In this memoir by Jeanette Winterson, published in 2011, she (thankfully) avoids using fatphobia when describing her adoptive mother, Mrs. Winterson. At the very beginning of the book, she describes her as “a big woman, tallish and weighing about twenty stone” (around 300 pounds) but she never lazily associates Mrs. Winterson’s bad qualities (which there are many) with her fatness.
I thank her for that. The book is beautifully-written and heartbreaking at the same time, telling the story behind her first book, Oranges Are Not the Only Fruit, her search for her birth mother, and coming out as lesbian. The author grew up in Accrington, in the industrial north of England, in the 1960s. Mrs. Winterson was a born-again Pentecostal, who told Jeanette that “the Devil led us to the wrong crib” and made her sleep on the stoop or in the coal-hole as punishment.
After a long time, Jeanette understands certain things about her adoptive mother, writing that “Mrs. Winterson didn’t want her body resurrected because she had never, ever loved it, not even for a single minute of a single day” but the wound of her adoption and Mrs. Winterson’s inability to create a safe place has affected her entire life.
Jeanette has clearly thought about fatness, as she describes without any malice a professor as “round-shaped like a fluffy cat,” and was dating Susie Orbach (author of, among other things, Fat is a Feminist Issue) while writing the book. She writes regarding an email courtship, that couldn’t be happening with Orbach, who had been married to a man for thirty-four years because “Susie was heterosexual and I have given up missionary work with heterosexual women.”

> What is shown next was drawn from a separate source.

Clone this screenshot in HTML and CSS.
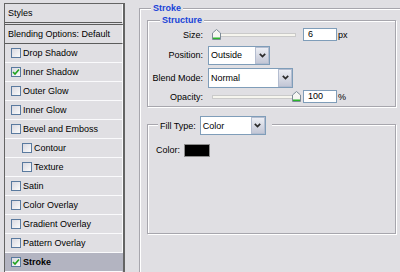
FILE: index.html
```html
<!DOCTYPE html>
<html>
<head>
<meta charset="utf-8">
<title>Layer Style - Stroke</title>
<link rel="stylesheet" href="styles.css">
</head>
<body>
<div class="dialog">

  <ul class="styles-list">
    <li class="head">Styles</li>
    <li class="head blend">Blending Options: Default</li>
    <li><span class="check"></span>Drop Shadow</li>
    <li><span class="check"><svg width="8" height="8" viewBox="0 0 8 8"><polyline points="1,4 3,6 7,1.5" fill="none" stroke="#1fa31f" stroke-width="1.6"/></svg></span>Inner Shadow</li>
    <li><span class="check"></span>Outer Glow</li>
    <li><span class="check"></span>Inner Glow</li>
    <li><span class="check"></span>Bevel and Emboss</li>
    <li class="sub"><span class="check"></span>Contour</li>
    <li class="sub"><span class="check"></span>Texture</li>
    <li><span class="check"></span>Satin</li>
    <li><span class="check"></span>Color Overlay</li>
    <li><span class="check"></span>Gradient Overlay</li>
    <li><span class="check"></span>Pattern Overlay</li>
    <li class="sel"><span class="check"><svg width="8" height="8" viewBox="0 0 8 8"><polyline points="1,4 3,6 7,1.5" fill="none" stroke="#1fa31f" stroke-width="1.6"/></svg></span>Stroke</li>
  </ul>

  <div class="options">
    <div class="group stroke">
      <div class="group-title">Stroke</div>

      <div class="group structure">
        <div class="group-title">Structure</div>
        <div class="form">
          <label>Size:</label>
          <div class="ctl">
            <div class="slider">
              <div class="track"></div>
              <svg class="thumb" style="left:4px" width="9" height="11" viewBox="0 0 9 11"><path d="M4.5 0.5 L8.5 4 L8.5 10.5 L0.5 10.5 L0.5 4 Z" fill="#f6f6f2" stroke="#7d8b97"/><path d="M1 9.25 H8" stroke="#2ab52a" stroke-width="1.5"/></svg>
            </div>
            <div class="num">6</div>
            <span class="unit">px</span>
          </div>

          <label>Position:</label>
          <div class="ctl">
            <div class="select w-pos">
              <span class="value">Outside</span>
              <span class="btn"><svg width="7" height="5" viewBox="0 0 7 5"><polyline points="0.8,0.8 3.5,3.6 6.2,0.8" fill="none" stroke="#2b2b2b" stroke-width="1.7"/></svg></span>
            </div>
          </div>

          <label>Blend Mode:</label>
          <div class="ctl">
            <div class="select w-blend">
              <span class="value">Normal</span>
              <span class="btn"><svg width="7" height="5" viewBox="0 0 7 5"><polyline points="0.8,0.8 3.5,3.6 6.2,0.8" fill="none" stroke="#2b2b2b" stroke-width="1.7"/></svg></span>
            </div>
          </div>

          <label>Opacity:</label>
          <div class="ctl">
            <div class="slider">
              <div class="track"></div>
              <svg class="thumb" style="left:84px" width="9" height="11" viewBox="0 0 9 11"><path d="M4.5 0.5 L8.5 4 L8.5 10.5 L0.5 10.5 L0.5 4 Z" fill="#f6f6f2" stroke="#7d8b97"/><path d="M1 9.25 H8" stroke="#2ab52a" stroke-width="1.5"/></svg>
            </div>
            <div class="num">100</div>
            <span class="unit">%</span>
          </div>
        </div>
      </div>

      <div class="group fill">
        <div class="group-title fill-title">
          <span>Fill Type:</span>
          <div class="select w-fill">
            <span class="value">Color</span>
            <span class="btn"><svg width="7" height="5" viewBox="0 0 7 5"><polyline points="0.8,0.8 3.5,3.6 6.2,0.8" fill="none" stroke="#2b2b2b" stroke-width="1.7"/></svg></span>
          </div>
        </div>
        <div class="color-row">
          <span>Color:</span>
          <span class="swatch"></span>
        </div>
      </div>
    </div>
  </div>

</div>
</body>
</html>
```

FILE: styles.css
```css
body {
  margin: 0;
  background: #e0dfe3;
  font-family: "Liberation Sans", Arial, sans-serif;
  font-size: 9px;
  color: #000;
}

.dialog {
  display: flex;
  height: 272px;
  overflow: hidden;
}

/* left list of effects */
.styles-list {
  list-style: none;
  margin: 3px 0 0 4px;
  padding: 0;
  width: 121px;
  box-sizing: border-box;
  border: 1px solid #646464;
  border-right-width: 2px;
  border-bottom: none;
  flex: none;
  align-self: flex-start;
}

.styles-list li {
  display: flex;
  align-items: center;
  height: 18px;
  padding-left: 6px;
  border-bottom: 1px solid #fafafc;
  border-right: 1px solid #fafafc;
}

.styles-list li.head {
  padding-left: 3px;
  border-bottom: 3px double #5c5c5c;
}

.styles-list li.blend {
  border-bottom: 1px solid #5c5c5c;
}

.styles-list li.sub {
  padding-left: 17px;
}

.styles-list li.sel {
  background: #b3b4c1;
  font-weight: bold;
  border-right-color: #b3b4c1;
}

.check {
  width: 10px;
  height: 10px;
  box-sizing: border-box;
  flex: none;
  margin-right: 2px;
  border: 1px solid #5a7a9f;
  background: linear-gradient(135deg, #d9d9e1, #fbfbfb);
  display: flex;
  align-items: center;
  justify-content: center;
}

/* right side */
.options {
  padding: 8px 0 0 14px;
}

.group {
  position: relative;
  border: 1px solid #a7a6ad;
  box-shadow: inset 1px 1px 0 #fff, 1px 1px 0 #fff;
}

.group-title {
  position: absolute;
  background: #e0dfe3;
  padding: 0 2px;
  line-height: 12px;
  font-weight: bold;
  color: #1843d8;
}

.stroke {
  width: 265px;
  height: 300px;
  box-sizing: border-box;
  padding: 11px 7px 0 7px;
}

.stroke > .group-title {
  left: 11px;
  top: -7px;
}

.structure {
  padding: 4px 0 2px 0;
}

.structure > .group-title {
  left: 12px;
  top: -7px;
}

.form {
  display: grid;
  grid-template-columns: 55px auto;
  grid-template-rows: 19px 22px 23px 15px;
  column-gap: 5px;
  align-items: center;
}

.form label {
  text-align: right;
}

.ctl {
  display: flex;
  align-items: center;
}

.slider {
  position: relative;
  width: 92px;
  height: 11px;
}

.track {
  position: absolute;
  left: 4px;
  right: 4px;
  top: 4px;
  height: 2px;
  background: #f6f5ee;
  border: 1px solid #cacaca;
}

.thumb {
  position: absolute;
  top: 0;
}

.num {
  width: 34px;
  height: 13px;
  box-sizing: border-box;
  margin-left: 3px;
  padding-left: 4px;
  line-height: 11px;
  border: 1px solid #7f9db9;
  background: #fff;
}

.unit {
  margin-left: 1px;
}

.select {
  display: flex;
  box-sizing: border-box;
  height: 19px;
  border: 1px solid #7f9db9;
  background: #fff;
}

.select .value {
  flex: 1;
  display: flex;
  align-items: center;
  padding-left: 2px;
}

.select .btn {
  width: 14px;
  box-sizing: border-box;
  border: 1px solid #b4bdd0;
  background: linear-gradient(#eceef4, #c3c7d6);
  display: flex;
  align-items: center;
  justify-content: center;
}

.w-pos { width: 62px; }
.w-blend { width: 85px; height: 20px; }
.w-fill { width: 66px; }

.fill {
  margin-top: 17px;
  height: 110px;
  box-sizing: border-box;
  padding-top: 18px;
}

.fill-title {
  left: 10px;
  top: -9px;
  display: flex;
  align-items: center;
  gap: 4px;
  padding: 0 6px 0 2px;
  font-weight: normal;
  color: #000;
}

.color-row {
  display: flex;
  align-items: center;
  height: 14px;
  padding-left: 8px;
}

.swatch {
  width: 26px;
  height: 13px;
  box-sizing: border-box;
  margin-left: 4px;
  border: 1px solid #8c8c8c;
  background: #000;
}
```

A couple more quotes: “I needed words because unhappy families are conspiracies of silence. The one who breaks the silence is never forgiven. He or she has to learn to forgive himself or herself.”
“Books, for me, are a home. Books don’t make a home – they are one, in the sense that just as you do with a door, you open a book, and you go inside. Inside there is a different kind of time and a different kind of space.”
Thanks to Nancy Pearl and Jeff Schwager, in The Writer’s Library, and one of the interviewed authors for recommending this book.